Les divers navires expédiés de France suivraient naturellement, pour atteindre la Chine, des itinéraires différens. L’un, par exemple, irait solder une partie de ses marchandises à Bourbon contre du numéraire qu’il placerait à un bon taux à Calcutta, où il pourrait charger du coton en laine et d’autres denrées pour Canton. Un second navire prendrait à Singapore de l’étain, qui se place bien en Chine ; il passerait à Manille, où il laisserait des cambayas, et il y commanderait en même temps à l’agent français un chargement de retour composé de café, d’indigo, de bois de sapan, etc. Un autre bâtiment relâcherait à Java, y déposerait une partie de ses marchandises, se dirigerait vers Canton, et reviendrait prendre à Java un chargement commandé à l’avance. Cinq ou six navires frétés par la compagnie suffiraient sans doute à ses relations dans les premiers temps, mais le nombre de ces navires pourrait, nous le croyons, s’élever à huit ou neuf au bout de quelques années, et ce serait un résultat très satisfaisant.

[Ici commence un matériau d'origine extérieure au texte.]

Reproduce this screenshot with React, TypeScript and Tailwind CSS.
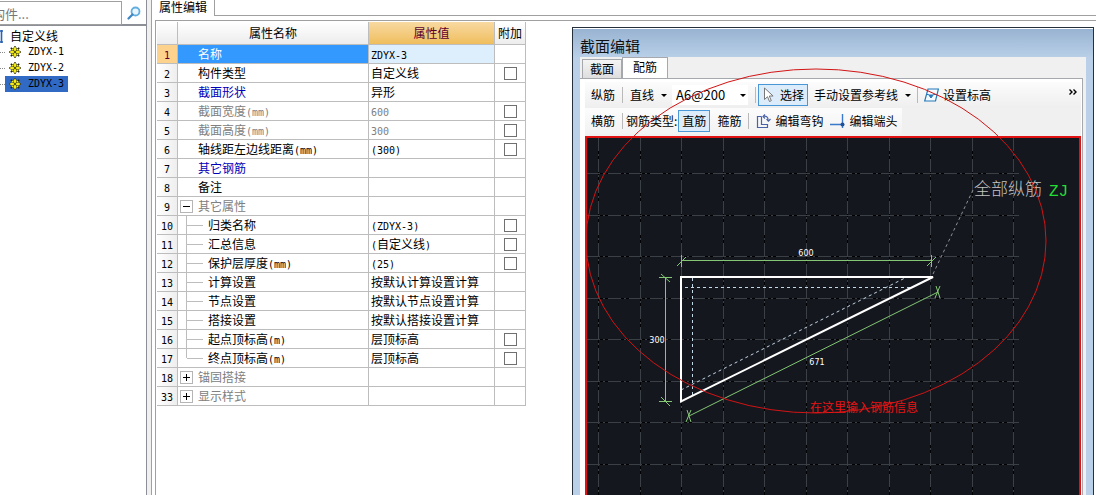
import { useState } from "react";
import type { ReactNode } from "react";

type Row = {
  no: number;
  name: string;
  value?: string;
  check?: boolean;
  tone?: "blue" | "gray";
  // tree level: a group header, a child of the group, or the last child
  node?: "open" | "closed" | "child" | "last";
};

const ROWS: Row[] = [
  { no: 1, name: "名称", value: "ZDYX-3" },
  { no: 2, name: "构件类型", value: "自定义线", check: true },
  { no: 3, name: "截面形状", value: "异形", tone: "blue" },
  { no: 4, name: "截面宽度(mm)", value: "600", check: true, tone: "gray" },
  { no: 5, name: "截面高度(mm)", value: "300", check: true, tone: "gray" },
  { no: 6, name: "轴线距左边线距离(mm)", value: "(300)", check: true },
  { no: 7, name: "其它钢筋", tone: "blue" },
  { no: 8, name: "备注" },
  { no: 9, name: "其它属性", tone: "gray", node: "open" },
  { no: 10, name: "归类名称", value: "(ZDYX-3)", check: true, node: "child" },
  { no: 11, name: "汇总信息", value: "(自定义线)", check: true, node: "child" },
  { no: 12, name: "保护层厚度(mm)", value: "(25)", check: true, node: "child" },
  { no: 13, name: "计算设置", value: "按默认计算设置计算", node: "child" },
  { no: 14, name: "节点设置", value: "按默认节点设置计算", node: "child" },
  { no: 15, name: "搭接设置", value: "按默认搭接设置计算", node: "child" },
  { no: 16, name: "起点顶标高(m)", value: "层顶标高", check: true, node: "child" },
  { no: 17, name: "终点顶标高(m)", value: "层顶标高", check: true, node: "last" },
  { no: 18, name: "锚固搭接", tone: "gray", node: "closed" },
  { no: 33, name: "显示样式", tone: "gray", node: "closed" },
];

const GRID_X = [12, 54, 95, 137, 178, 220, 261, 303, 344, 386, 427];
const GRID_Y = [36, 78, 119, 161, 202, 244, 285, 327, 368, 410, 451, 493];

// Latin letters and digits are set half as wide as a Chinese character.
function Txt({ children }: { children: string }) {
  return (
    <>
      {children.split(/([\x21-\x7e]+)/).map((part, i) =>
        i % 2 ? (
          <span key={i} className="font-['DejaVu_Sans_Mono',monospace] text-[10px] leading-none">
            {part}
          </span>
        ) : (
          part
        )
      )}
    </>
  );
}

function GearIcon() {
  return (
    <svg width="12" height="12" viewBox="0 0 12 12" className="shrink-0">
      <path d="M6 0v12M0 6h12M1.800 1.800l8.400 8.400M10.200 1.800l-8.400 8.400" stroke="#222" strokeWidth="1.6" />
      <circle cx="6" cy="6" r="4.600" fill="#222" />
      <circle cx="6" cy="6" r="4" fill="#f6ee1c" />
      <path d="M4.500 2v8M7.500 2v8M2 4.500h8M2 7.500h8" stroke="#4a4a10" strokeWidth="0.6" />
      <path d="M6 0.800v10.400M0.800 6h10.400" stroke="#f6ee1c" strokeWidth="1.4" />
      <circle cx="6" cy="6" r="1" fill="#222" />
    </svg>
  );
}

function Arrow() {
  return (
    <svg width="6" height="3" viewBox="0 0 6 3" className="shrink-0">
      <path d="M0 0h6L3 3z" fill="#000" />
    </svg>
  );
}

function Sep() {
  return <span className="h-4 w-px shrink-0 bg-[#b9b9b9]" />;
}

function Tool({ active, menu, children }: { active?: boolean; menu?: boolean; children: ReactNode }) {
  return (
    <button
      type="button"
      className={
        active
          ? "flex h-[22px] shrink-0 items-center gap-1 border border-[#4a97d8] bg-[#dcecfa] px-[3px]"
          : menu
            ? "flex h-[22px] shrink-0 items-center gap-[7px]"
            : "flex h-[22px] shrink-0 items-center gap-1"
      }
    >
      {children}
      {menu && <Arrow />}
    </button>
  );
}

function Sidebar() {
  const [selected, setSelected] = useState("ZDYX-3");
  return (
    <aside className="flex w-[147px] shrink-0 flex-col overflow-hidden border-r border-[#8c9096] bg-white">
      <div className="-ml-3 flex h-[26px] shrink-0 items-start border-b-2 border-[#8c9096] pt-px">
        <input
          aria-label="搜索构件"
          placeholder="构件..."
          className="h-[24px] min-w-0 flex-1 border border-[#a0a0a0] bg-white pl-[3px] text-[13px] text-black outline-none placeholder:text-[#777]"
        />
        <button type="button" aria-label="搜索" className="grid h-[23px] w-6 place-items-center">
          <svg width="14" height="14" viewBox="0 0 14 14">
            <circle cx="8.5" cy="5.5" r="4" fill="#eaf6ff" stroke="#62aede" strokeWidth="1.8" />
            <path d="M5.5 8.5L1.5 12.5" stroke="#3d87c4" strokeWidth="2.2" strokeLinecap="round" />
          </svg>
        </button>
      </div>
      <div className="pt-[2px] leading-4">
        <div className="flex h-4 items-center gap-[7px]">
          <svg width="3" height="13" viewBox="0 0 3 13">
            <path d="M0 1h3M0 12h3M1.5 0v13" stroke="#2a62b8" strokeWidth="1.6" />
          </svg>
          自定义线
        </div>
        {["ZDYX-1", "ZDYX-2", "ZDYX-3"].map((id) => (
          <div key={id} className="flex h-4 items-center">
            <span className="w-[5px] border-t border-dotted border-[#888]" />
            <button
              type="button"
              onClick={() => setSelected(id)}
              className={`flex h-4 items-center gap-[7px] px-1 ${selected === id ? "bg-[#316ac5]" : ""}`}
            >
              <GearIcon />
              <Txt>{id}</Txt>
            </button>
          </div>
        ))}
      </div>
    </aside>
  );
}

function TreeMark({ node }: { node?: Row["node"] }) {
  if (node === "open" || node === "closed") {
    return (
      <button
        type="button"
        aria-label={node === "open" ? "折叠" : "展开"}
        className="mr-[5px] ml-[2px] grid h-[13px] w-[13px] shrink-0 place-items-center border border-[#b5b5b5] bg-white"
      >
        <svg width="7" height="7" viewBox="0 0 7 7">
          <path d={node === "open" ? "M0 3.5h7" : "M0 3.5h7M3.5 0v7"} stroke="#000" />
        </svg>
      </button>
    );
  }
  if (node) {
    return (
      <span className="ml-2 flex h-full w-[22px] shrink-0 items-center">
        <span className={`w-px bg-[#bdbdbd] ${node === "last" ? "mb-auto h-1/2" : "h-full"}`} />
        <span className="h-px w-4 bg-[#bdbdbd]" />
      </span>
    );
  }
  return <span className="w-5 shrink-0" />;
}

function PropertyTable() {
  const line = "border-r border-b border-[#bdbdbd] p-0";
  return (
    <table className="w-[369px] shrink-0 table-fixed border-separate border-spacing-0 self-start leading-[18px]">
      <colgroup>
        <col className="w-[21px]" />
        <col className="w-[191px]" />
        <col className="w-[126px]" />
        <col className="w-[31px]" />
      </colgroup>
      <thead>
        <tr className="h-[23px] bg-linear-to-b from-white to-[#ececec]">
          <th className={line} aria-label="序号" />
          <th className={`${line} font-normal`}>属性名称</th>
          <th className={`${line} bg-linear-to-b from-[#f8d9a0] to-[#efbe5c] font-normal text-[#5a0030]`}>
            属性值
          </th>
          <th className={`${line} font-normal`}>附加</th>
        </tr>
      </thead>
      <tbody>
        {ROWS.map((r) => {
          const current = r.no === 1;
          const tone =
            r.tone === "blue" ? "text-[#0000b8]" : r.tone === "gray" ? "text-[#808080]" : "text-black";
          return (
            <tr key={r.no} className="h-[19px]">
              <th
                className={`${line} font-normal ${
                  current ? "bg-[#fcd28c] text-[#5a0030]" : "bg-linear-to-r from-white to-[#eeeeee]"
                }`}
              >
                <Txt>{String(r.no)}</Txt>
              </th>
              <td className={`${line} ${current ? "bg-[#3399ff] text-white" : tone}`}>
                <div className="flex h-[18px] items-center">
                  <TreeMark node={r.node} />
                  <span className="whitespace-nowrap">
                    <Txt>{r.name}</Txt>
                  </span>
                </div>
              </td>
              <td
                className={`${line} pl-[2px] whitespace-nowrap ${current ? "bg-[#ddeefd]" : ""} ${
                  r.tone === "gray" ? "text-[#808080]" : "text-black"
                }`}
              >
                {r.value && <Txt>{r.value}</Txt>}
              </td>
              <td className={line}>
                {r.check && (
                  <input
                    type="checkbox"
                    aria-label={`附加 ${r.name}`}
                    className="mx-auto block h-[13px] w-[13px] appearance-none border border-[#707070] bg-white checked:bg-[#3399ff]"
                  />
                )}
              </td>
            </tr>
          );
        })}
      </tbody>
    </table>
  );
}

function Drawing() {
  return (
    <svg className="block h-full w-full font-['DejaVu_Sans',sans-serif] text-[8px]">
      {/* grid */}
      {GRID_X.map((x) => (
        <g key={x} shapeRendering="crispEdges">
          <path d={`M${x - 0.5} 0V520`} stroke="#000" />
          <path d={`M${x - 0.5} 0V520`} stroke="#3b4046" strokeDasharray="13 3 2 3" />
        </g>
      ))}
      {GRID_Y.map((y) => (
        <g key={y} shapeRendering="crispEdges">
          <path d={`M0 ${y - 0.5}H432`} stroke="#000" />
          <path d={`M0 ${y - 0.5}H432`} stroke="#3b4046" strokeDasharray="13 3 2 3" />
        </g>
      ))}

      {/* cover line and leader */}
      <g fill="none" stroke="#c3d8e6" strokeDasharray="3 3">
        <path d="M98 149.5H325M105.5 140V259" />
        <path d="M94 252L320 139" />
        <path d="M346 136L386 52" stroke="#8d9296" />
      </g>

      {/* section outline */}
      <path d="M94 139H346L94 263.5Z" fill="none" stroke="#fff" strokeWidth="2" />

      {/* dimensions */}
      <g fill="none" stroke="#84c674">
        <path d="M94.5 122.5H344.5M94.5 117v12M344.5 117v12M90 128l9-9M340 128l9-9" />
        <path d="M78.5 139V264M72 139.5h13M72 263.5h13M74 136l9 8M74 259l9 9" />
        <path d="M102 278L351 154M100 272l4 12M104 272l-5 12M349 148l4 12M353 148l-5 12" />
      </g>
      <g fill="#fff" textAnchor="middle">
        <text x="219" y="118">600</text>
        <text x="70" y="205">300</text>
        <text x="230" y="227">671</text>
      </g>
      <text x="387" y="57" fill="#c4c4c4" className="font-['Noto_Sans_CJK_SC',sans-serif] text-[17px] font-light">
        全部纵筋
      </text>
      <text x="462" y="58" fill="#22dd33" className="font-['Liberation_Mono',monospace] text-[16px]">
        ZJ
      </text>
    </svg>
  );
}

function SectionEditor() {
  return (
    <section className="relative mt-[5px] mr-[2px] ml-[46px] flex min-w-0 flex-1 flex-col overflow-hidden border border-b-0 border-[#25303c] bg-[#bad0e8]">
      <h2 className="flex h-[29px] shrink-0 items-center border-t border-white bg-linear-to-b from-[#98b3d1] to-[#b9cfe8] pt-[6px] pl-[7px] text-[15px] text-[#101010]">
        截面编辑
      </h2>
      <div className="mx-[7px] flex min-h-0 flex-1 flex-col bg-[#f0f0f0]">
        <div role="tablist" className="flex h-[21px] shrink-0 items-end pl-[2px]">
          <button
            role="tab"
            type="button"
            className="h-[19px] w-10 border border-b-0 border-[#a5a8ac] bg-linear-to-b from-[#f4f4f4] to-[#dedede]"
          >
            截面
          </button>
          <button
            role="tab"
            type="button"
            aria-selected="true"
            className="h-[21px] w-[46px] border border-b-0 border-[#a5a8ac] bg-white pb-[2px]"
          >
            配筋
          </button>
        </div>
        <div className="mr-[3px] flex min-h-0 flex-1 flex-col border-t border-r border-[#a5a8ac] bg-white pt-[3px] pr-px pl-[5px]">
          <div className="flex h-[26px] shrink-0 items-center bg-linear-to-b from-[#fcfcfc] to-[#efefef] pl-[6px]">
            <div className="flex min-w-0 flex-1 items-center gap-[7px] overflow-hidden whitespace-nowrap">
              <Tool>纵筋</Tool>
              <Sep />
              <Tool menu>直线</Tool>
              <span className="relative -ml-[2px] flex shrink-0 items-center bg-white">
                <select
                  aria-label="钢筋信息"
                  className="h-5 w-[76px] appearance-none bg-transparent pl-1 text-[13px] outline-none"
                >
                  <option>A6@200</option>
                </select>
                <span className="pointer-events-none absolute right-[2px]">
                  <Arrow />
                </span>
              </span>
              <span className="flex shrink-0 items-center gap-[2px]">
                <Sep />
                <Tool active>
                  <svg width="14" height="16" viewBox="0 0 14 16">
                    <path
                      d="M2.5 1v11.5l3-2.8 2 4.8 1.8-.8-2-4.7h3.8z"
                      fill="#fff"
                      stroke="#777"
                      strokeWidth="1"
                    />
                  </svg>
                  选择
                </Tool>
              </span>
              <span className="-ml-px flex shrink-0 items-center gap-[6px]">
                <Tool menu>手动设置参考线</Tool>
                <Sep />
                <Tool>
                  <svg width="15" height="14" viewBox="0 0 15 14">
                    <path d="M4 1h10.400L11.500 13H.7z" fill="#f4faff" stroke="#2478b8" strokeWidth="1.2" />
                    <path d="M2.500 6.500h2l2.500 3.500 2.500-3.500h3" fill="none" stroke="#2478b8" />
                    <path d="M4.500 6.500h5L7 10z" fill="#2478b8" />
                  </svg>
                  设置标高
                </Tool>
              </span>
            </div>
            <button type="button" aria-label="更多" className="mr-1 pb-[6px]">
              <svg width="8" height="6" viewBox="0 0 8 6">
                <path d="M0.5 0.5L3 3 0.5 5.5M4.5 0.5L7 3 4.5 5.5" fill="none" stroke="#000" strokeWidth="1.4" />
              </svg>
            </button>
          </div>
          <div className="flex h-[28px] shrink-0 items-start bg-[#f0f0f0]">
            <div className="flex h-[26px] items-center gap-[7px] overflow-hidden bg-linear-to-b from-[#fcfcfc] to-[#f2f2f2] pr-[5px] pl-[6px] whitespace-nowrap">
              <Tool>横筋</Tool>
              <Sep />
              <span className="-ml-1 flex shrink-0 items-center gap-px">
                钢筋类型:
                <Tool active>直筋</Tool>
              </span>
              <Tool>箍筋</Tool>
              <Sep />
              <Tool>
                <svg width="15" height="15" viewBox="0 0 15 15">
                  <path d="M5.500 2.500h-4v11h10V10" fill="none" stroke="#4a63a8" strokeWidth="1.2" />
                  <path d="M5.500 2.500v8h6" fill="none" stroke="#4a63a8" strokeWidth="1.2" />
                  <path d="M7 2.500c3-1 5.500.5 5 4M12.500 7.500l-2-2.500M12 7.500l2.500-2.500M9 .5L7 2.500l2 2" fill="none" stroke="#4a63a8" strokeWidth="1.2" />
                </svg>
                编辑弯钩
              </Tool>
              <Tool>
                <svg width="15" height="16" viewBox="0 0 15 16">
                  <path d="M0 11.500H14M12.500 1V15" stroke="#3a79cc" strokeWidth="1.4" />
                  <circle cx="12.500" cy="11.500" r="2" fill="#1f4f96" />
                </svg>
                编辑端头
              </Tool>
            </div>
          </div>
          <div className="min-h-0 flex-1 overflow-hidden border-2 border-b-0 border-[#e01212] bg-[#14171e]">
            <Drawing />
          </div>
        </div>
      </div>

      {/* red markup over the window */}
      <svg className="pointer-events-none absolute inset-0 h-full w-full">
        <ellipse cx="243" cy="213" rx="230" ry="172" fill="none" stroke="#d21414" />
        <text x="237" y="384" fill="#e81414" className="font-['Noto_Sans_CJK_SC',sans-serif] text-[12px]">
          在这里输入钢筋信息
        </text>
      </svg>
    </section>
  );
}

export default function App() {
  return (
    <div className="flex h-screen overflow-hidden bg-[#f0f0f0] font-['Noto_Sans_CJK_SC',sans-serif] text-[12px] leading-4 text-black">
      <Sidebar />
      <main className="ml-1 flex min-w-0 flex-1 flex-col border-l border-[#a0a0a0] bg-white">
        <div className="flex h-4 shrink-0">
          <button type="button" className="flex items-start border-r border-[#a0a0a0] px-[7px] leading-[14px]">
            属性编辑
          </button>
          <span className="flex-1 border-b border-[#a0a0a0]" />
        </div>
        <div className="mt-1 ml-[3px] flex min-h-0 flex-1 border-t border-l border-[#a0a0a0] pt-px pl-px">
          <PropertyTable />
          <SectionEditor />
        </div>
      </main>
    </div>
  );
}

Telle nous paraît être la marche à suivre dans l’état actuel de nos relations avec la Chine. L’avenir qui s’offre à nous dans cet empire, bien qu’il ne réponde peut-être pas à tous nos rêves, est loin cependant de mériter nos dédains. Nos rapports avec l’extrême Orient, restreints même à ces limites, offrent encore assez d’avantages pour stimuler cette mollesse et cette timidité qu’on a été en droit quelquefois de reprocher à nos négocians. Il faut espérer qu’en présence du monde nouveau ouvert à l’Europe, le commerce français unira ses efforts et se fera représenter dignement sur ces rives lointaines, où nous porterons enfin l’unité d’action et de volonté, la persévérance et le zèle qui seuls peuvent faire prospérer nos entreprises.


AUGUSTE HAUSSMANN,

Membre de la mission de France en Chine.